Parenting Challenging Children: Turning Conflict Into Connection
Parenting is one of the most meaningful—and at times—most challenging roles we will ever take on. For parents of children who are strong-willed, emotionally intense, or behaviorally reactive, daily life can feel like a roller coaster of frustration, guilt, and exhaustion. But there’s hope. With the right understanding and tools, families can transform chaos into connection and guide children toward emotional growth and self-control.
In this post, we’ll explore practical, evidence-informed strategies drawn from three highly regarded parenting frameworks: Transforming the Difficult Child by Howard Glasser, The Whole-Brain Child by Dr. Daniel Siegel and Dr. Tina Payne Bryson, and No-Drama Discipline by the same authors. Together, these approaches help parents move from managing behavior to nurturing relationships—and from reacting to responding.
See the Strength Behind the Struggle
In Transforming the Difficult Child, Glasser introduces the Nurtured Heart Approach, which reframes how we view “difficult” behaviors. Instead of focusing attention on negative actions, parents learn to energize and celebrate positive moments, no matter how small.
Key takeaway: Children who often receive attention for their mistakes start to believe that’s the only way to be seen. By intentionally noticing and verbalizing what they do right—"I love how you took a deep breath instead of yelling"—parents help children build inner strength and self-worth.
Try this:
Give high-energy praise for positive behaviors.
Stay calm and neutral during misbehavior—no lectures, no emotion-fueled reactions.
Reset after difficult moments with compassion and clarity, not shame.
This shift builds an environment where success gets more energy than struggle.
Connect Before You Correct
In The Whole-Brain Child, Siegel and Bryson explain how understanding the developing brain changes how we parent. Young children’s brains are still learning to integrate logic and emotion. When they “lose it,” they’re not being manipulative—they’re dysregulated.
Key takeaway: Connection calms the emotional brain, opening the door to teaching and reasoning later.
Try this:
Connect: Validate feelings first (“You’re so mad that it didn’t go your way.”)
Redirect: Once calm, guide the child toward problem-solving (“Let’s think of another way to handle it next time.”)
Name it to tame it: Helping children label emotions activates the logical, calming part of the brain.
By responding with empathy and structure, parents teach emotional regulation—one of the most valuable life skills.
Discipline Without Drama
Discipline isn’t about punishment; it’s about teaching. No-Drama Discipline expands on this by helping parents replace power struggles with opportunities for learning and repair.
Key takeaway: When parents stay calm and connected, discipline moments become lessons in empathy, reflection, and responsibility.
Try this:
Pause before reacting—your calm presence helps your child regulate.
Ask reflective questions (“What were you feeling when that happened?” “What can we do differently next time?”)
Focus on repair (“How can you make this right?”) rather than blame.
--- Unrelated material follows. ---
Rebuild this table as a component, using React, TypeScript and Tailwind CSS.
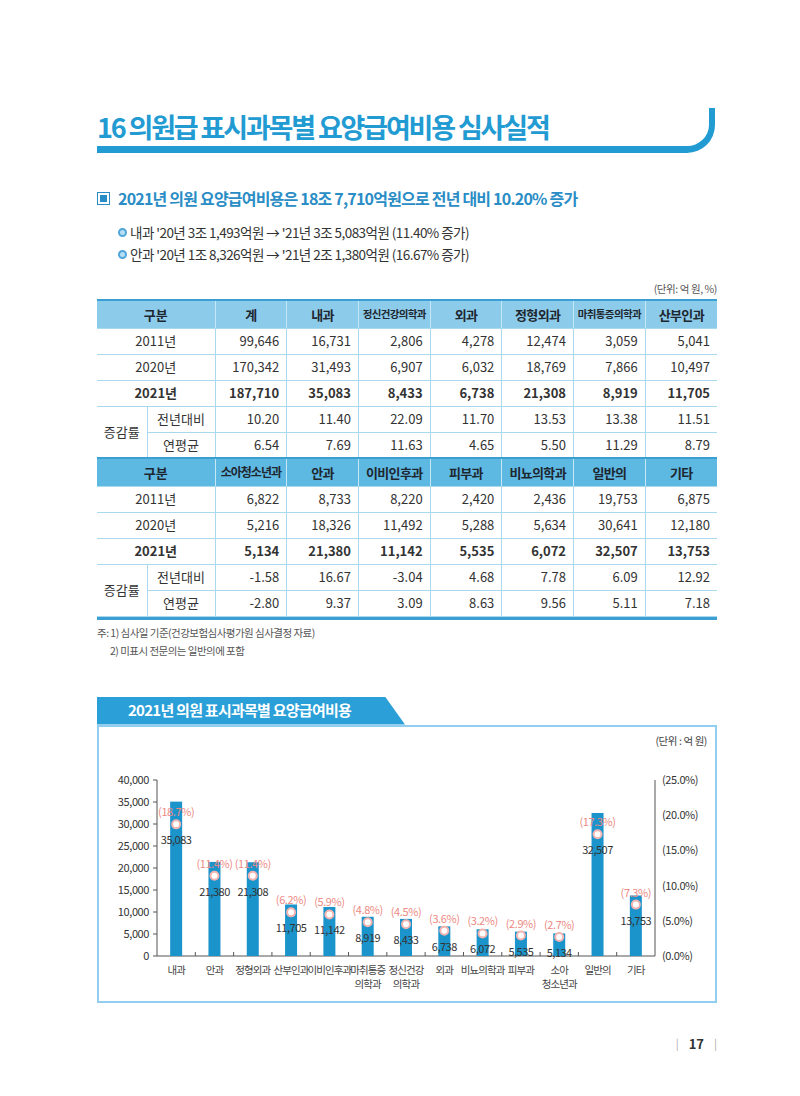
const FONT = "font-['Noto_Sans_CJK_KR','Noto_Sans',sans-serif]";

type Row = { label: string; vals: string[] };

const TOP_HEADS = ["계", "내과", "정신건강의학과", "외과", "정형외과", "마취통증의학과", "산부인과"];
const TOP_ROWS: Row[] = [
  { label: "2011년", vals: ["99,646", "16,731", "2,806", "4,278", "12,474", "3,059", "5,041"] },
  { label: "2020년", vals: ["170,342", "31,493", "6,907", "6,032", "18,769", "7,866", "10,497"] },
  { label: "2021년", vals: ["187,710", "35,083", "8,433", "6,738", "21,308", "8,919", "11,705"] },
  { label: "전년대비", vals: ["10.20", "11.40", "22.09", "11.70", "13.53", "13.38", "11.51"] },
  { label: "연평균", vals: ["6.54", "7.69", "11.63", "4.65", "5.50", "11.29", "8.79"] },
];

const BOTTOM_HEADS = ["소아청소년과", "안과", "이비인후과", "피부과", "비뇨의학과", "일반의", "기타"];
const BOTTOM_ROWS: Row[] = [
  { label: "2011년", vals: ["6,822", "8,733", "8,220", "2,420", "2,436", "19,753", "6,875"] },
  { label: "2020년", vals: ["5,216", "18,326", "11,492", "5,288", "5,634", "30,641", "12,180"] },
  { label: "2021년", vals: ["5,134", "21,380", "11,142", "5,535", "6,072", "32,507", "13,753"] },
  { label: "전년대비", vals: ["-1.58", "16.67", "-3.04", "4.68", "7.78", "6.09", "12.92"] },
  { label: "연평균", vals: ["-2.80", "9.37", "3.09", "8.63", "9.56", "5.11", "7.18"] },
];

const BARS = [
  { name: ["내과"], v: 35083, p: 18.7 },
  { name: ["안과"], v: 21380, p: 11.4 },
  { name: ["정형외과"], v: 21308, p: 11.4 },
  { name: ["산부인과"], v: 11705, p: 6.2 },
  { name: ["이비인후과"], v: 11142, p: 5.9 },
  { name: ["마취통증", "의학과"], v: 8919, p: 4.8 },
  { name: ["정신건강", "의학과"], v: 8433, p: 4.5 },
  { name: ["외과"], v: 6738, p: 3.6 },
  { name: ["비뇨의학과"], v: 6072, p: 3.2 },
  { name: ["피부과"], v: 5535, p: 2.9 },
  { name: ["소아", "청소년과"], v: 5134, p: 2.7 },
  { name: ["일반의"], v: 32507, p: 17.3 },
  { name: ["기타"], v: 13753, p: 7.3 },
];

const CELL = "border-b border-r border-[#a9d8ef] text-[13px] text-[#333]";
const NUM = "border-b border-r border-[#a9d8ef] text-right pr-[7px] text-[13px] text-[#333] last:border-r-0";

function headSize(h: string) {
  if (h.length >= 7) return "text-[10.5px] tracking-[-0.06em]";
  if (h.length === 6) return "text-[12px] tracking-[-0.08em]";
  return "text-[13px] tracking-[-0.05em]";
}

function Block({ heads, rows, headBg }: { heads: string[]; rows: Row[]; headBg: string }) {
  return (
    <>
      <tr className={`h-[28px] ${headBg}`}>
        <th colSpan={2} className="border-t-2 border-t-[#3b9fd4] border-r border-r-[#c8e7f6] border-b border-b-[#a9d8ef] text-center text-[13px] font-bold text-[#1d2730]">
          구분
        </th>
        {heads.map((h) => (
          <th
            key={h}
            className={`border-t-2 border-t-[#3b9fd4] border-r border-r-[#c8e7f6] last:border-r-0 border-b border-b-[#a9d8ef] text-center font-bold whitespace-nowrap text-[#1d2730] ${headSize(h)}`}
          >
            {h}
          </th>
        ))}
      </tr>
      {rows.slice(0, 3).map((r, i) => (
        <tr key={r.label} className={`h-[26px] ${i === 2 ? "font-bold" : ""}`}>
          <td colSpan={2} className={`${CELL} text-center`}>
            {r.label}
          </td>
          {r.vals.map((v, j) => (
            <td key={j} className={NUM}>
              {v}
            </td>
          ))}
        </tr>
      ))}
      <tr className="h-[26px]">
        <td rowSpan={2} className={`${CELL} text-center`}>
          증감률
        </td>
        <td className={`${CELL} text-center`}>{rows[3].label}</td>
        {rows[3].vals.map((v, j) => (
          <td key={j} className={NUM}>
            {v}
          </td>
        ))}
      </tr>
      <tr className="h-[26px]">
        <td className={`${CELL} text-center`}>{rows[4].label}</td>
        {rows[4].vals.map((v, j) => (
          <td key={j} className={NUM}>
            {v}
          </td>
        ))}
      </tr>
    </>
  );
}

function Chart() {
  const X0 = 157;
  const X1 = 655;
  const Y0 = 953;
  const YT = 777;
  const step = (X1 - X0) / BARS.length;
  const yv = (v: number) => Y0 - (v / 40000) * (Y0 - YT);
  const yp = (p: number) => Y0 - (p / 25) * (Y0 - YT);
  const leftTicks = [0, 5000, 10000, 15000, 20000, 25000, 30000, 35000, 40000];
  const rightTicks = [0, 5, 10, 15, 20, 25];

  return (
    <svg width="616" height="235" viewBox="99 760 616 235" className="block">
      {/* left axis */}
      <line x1={X0} y1={YT} x2={X0} y2={Y0} stroke="#555" strokeWidth="1" />
      {leftTicks.map((t) => (
        <g key={t}>
          <line x1={X0 - 4} y1={yv(t)} x2={X0} y2={yv(t)} stroke="#555" strokeWidth="1" />
          <text x={X0 - 8} y={yv(t) + 4} textAnchor="end" fontSize="11" fill="#333" letterSpacing="-0.4">
            {t === 0 ? "0" : t === 5000 ? "5,000" : t.toLocaleString("en-US")}
          </text>
        </g>
      ))}
      {/* right axis */}
      <line x1={X1} y1={YT} x2={X1} y2={Y0} stroke="#555" strokeWidth="1" />
      {rightTicks.map((t) => (
        <text key={t} x={X1 + 7} y={yp(t) + 4} fontSize="11" fill="#333" letterSpacing="-0.4">
          ({t.toFixed(1)}%)
        </text>
      ))}
      {/* x axis */}
      <line x1={X0} y1={Y0} x2={X1} y2={Y0} stroke="#555" strokeWidth="1" />
      {BARS.slice(1).map((_, i) => (
        <line key={i} x1={X0 + (i + 1) * step} y1={Y0 - 4} x2={X0 + (i + 1) * step} y2={Y0} stroke="#555" strokeWidth="1" />
      ))}
      {BARS.map((b, i) => {
        const cx = X0 + (i + 0.5) * step;
        const my = yp(b.p);
        return (
          <g key={b.name.join("")}>
            <rect x={cx - 6} y={yv(b.v)} width="12" height={Y0 - yv(b.v)} fill="#1b93cb" />
            <circle cx={cx} cy={my} r="4" fill="#fff" stroke="#f3b3b0" strokeWidth="2" />
            <text x={cx} y={my - 8} textAnchor="middle" fontSize="11" fill="#ec8a84" letterSpacing="-0.4">
              ({b.p}%)
            </text>
            <text x={cx} y={my + 20} textAnchor="middle" fontSize="11" fill="#333" letterSpacing="-0.5">
              {b.v.toLocaleString("en-US")}
            </text>
            {b.name.map((n, k) => (
              <text key={n} x={cx} y={Y0 + 18 + k * 14} textAnchor="middle" fontSize="10.5" fill="#444" letterSpacing="-0.9">
                {n}
              </text>
            ))}
          </g>
        );
      })}
    </svg>
  );
}

export default function App() {
  return (
    <div className={`w-[800px] h-[1096px] overflow-hidden bg-white pt-[108px] pl-[97px] pr-[83px] flex flex-col ${FONT}`}>
      {/* Title */}
      <div className="h-[45px] w-[618px] border-b-[7px] border-r-[6px] border-[#229bd3] rounded-br-[28px] flex items-center">
        <h1 className="text-[27px] leading-none font-bold tracking-[-0.08em] text-[#229bd3] pb-[2px]">
          16 의원급 표시과목별 요양급여비용 심사실적
        </h1>
      </div>

      {/* Summary */}
      <div className="mt-[33px] h-[24px] flex items-center gap-[8px]">
        <span className="w-[13px] h-[13px] border-[1.5px] border-[#2a8dc5] flex items-center justify-center">
          <span className="w-[7px] h-[7px] bg-[#2a8dc5]" />
        </span>
        <p className="text-[16px] font-semibold tracking-[-0.05em] text-[#2a8dc5]">
          2021년 의원 요양급여비용은 18조 7,710억원으로 전년 대비 10.20% 증가
        </p>
      </div>
      <div className="mt-[11px] ml-[21px] flex flex-col text-[13.5px] tracking-[-0.04em] text-[#333]">
        <div className="h-[22px] flex items-center gap-[3px]">
          <span className="w-[9px] h-[9px] rounded-full bg-[#b8def3] border-2 border-[#4ea6d9]" />
          <span>내과 &apos;20년 3조 1,493억원 → &apos;21년 3조 5,083억원 (11.40% 증가)</span>
        </div>
        <div className="h-[22px] flex items-center gap-[3px]">
          <span className="w-[9px] h-[9px] rounded-full bg-[#b8def3] border-2 border-[#4ea6d9]" />
          <span>안과 &apos;20년 1조 8,326억원 → &apos;21년 2조 1,380억원 (16.67% 증가)</span>
        </div>
      </div>

      {/* Table */}
      <p className="mt-[16px] h-[16px] leading-[16px] text-right text-[10.5px] tracking-[-0.04em] text-[#555]">(단위: 억 원, %)</p>
      <div className="mt-[2px] border-b-[3px] border-[#3b9fd4]">
        <table className="w-[620px] table-fixed border-collapse">
          <colgroup>
            <col className="w-[50px]" />
            <col className="w-[68px]" />
            <col />
            <col />
            <col />
            <col />
            <col />
            <col />
            <col />
          </colgroup>
          <tbody>
            <Block heads={TOP_HEADS} rows={TOP_ROWS} headBg="bg-[#8dcbea]" />
            <Block heads={BOTTOM_HEADS} rows={BOTTOM_ROWS} headBg="bg-[#5db8e2]" />
          </tbody>
        </table>
      </div>
      <div className="mt-[4px] text-[10.5px] leading-[18px] tracking-[-0.05em] text-[#555]">
        <p>주: 1) 심사일 기준(건강보험심사평가원 심사결정 자료)</p>
        <p className="pl-[13px]">2) 미표시 전문의는 일반의에 포함</p>
      </div>

      {/* Chart */}
      <div className="mt-[37px]">
        <div className="w-[308px] h-[28px] bg-[#2a9fd8] [clip-path:polygon(0_0,93.5%_0,100%_100%,0_100%)] flex items-center pl-[31px]">
          <span className="text-[15px] font-bold tracking-[-0.05em] text-white">2021년 의원 표시과목별 요양급여비용</span>
        </div>
        <div className="h-[278px] border-2 border-[#92cfee] flex flex-col">
          <p className="pt-[6px] pr-[8px] h-[22px] leading-[16px] text-right text-[10.5px] tracking-[-0.04em] text-[#444]">(단위 : 억 원)</p>
          <div className="mt-[14px]">
            <Chart />
          </div>
        </div>
      </div>

      {/* Page number */}
      <div className="mt-[33px] h-[16px] flex items-center justify-end gap-[10px] text-[13px] leading-none">
        <span className="text-[#aaa] text-[11px]">|</span>
        <span className="font-bold text-[#333]">17</span>
        <span className="text-[#aaa] text-[11px]">|</span>
      </div>
    </div>
  );
}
This approach fosters long-term growth and trust rather than fear or resentment.
Bringing it all Together
See the strength, not just the struggle.
Every “difficult” behavior is an opportunity to recognize underlying strengths like determination, creativity, or independence. When parents consistently notice and celebrate what their child does right—no matter how small—it helps the child internalize a sense of capability and self-worth.
Connection is the foundation for correction.
A child’s brain can’t learn or problem-solve when it’s overwhelmed. Calming connection—through validation, empathy, or physical presence—regulates the emotional brain, creating the safety needed for reasoning and learning to take place.
Discipline means teaching, not punishing.
Discipline moments are most effective when they focus on growth and repair instead of fear or control. Staying calm, curious, and connected allows parents to turn missteps into meaningful lessons about responsibility, empathy, and making amends.
Regulation starts with the parent.
Children borrow their calm from us. The more we model self-regulation—taking a breath, lowering our tone, or pausing before reacting—the more our children learn to do the same. Emotional co-regulation is the bridge between chaos and connection.
Relationships are the real intervention.
What truly shapes behavior is not control but connection. Consistent empathy, structure, and emotional safety create the environment where kids can thrive and take healthy risks in learning and growing.
Progress over perfection.
Every parent loses their patience sometimes. What matters most is repair—owning our reactions, reconnecting, and trying again. These moments model accountability and teach children that relationships can withstand mistakes.
You’re not alone in this journey.
Parenting challenging behaviors doesn’t mean you’ve failed—it means you’re being invited to grow alongside your child. With guidance, support, and intentional practice, conflict can become a powerful doorway to deeper connection and mutual understanding.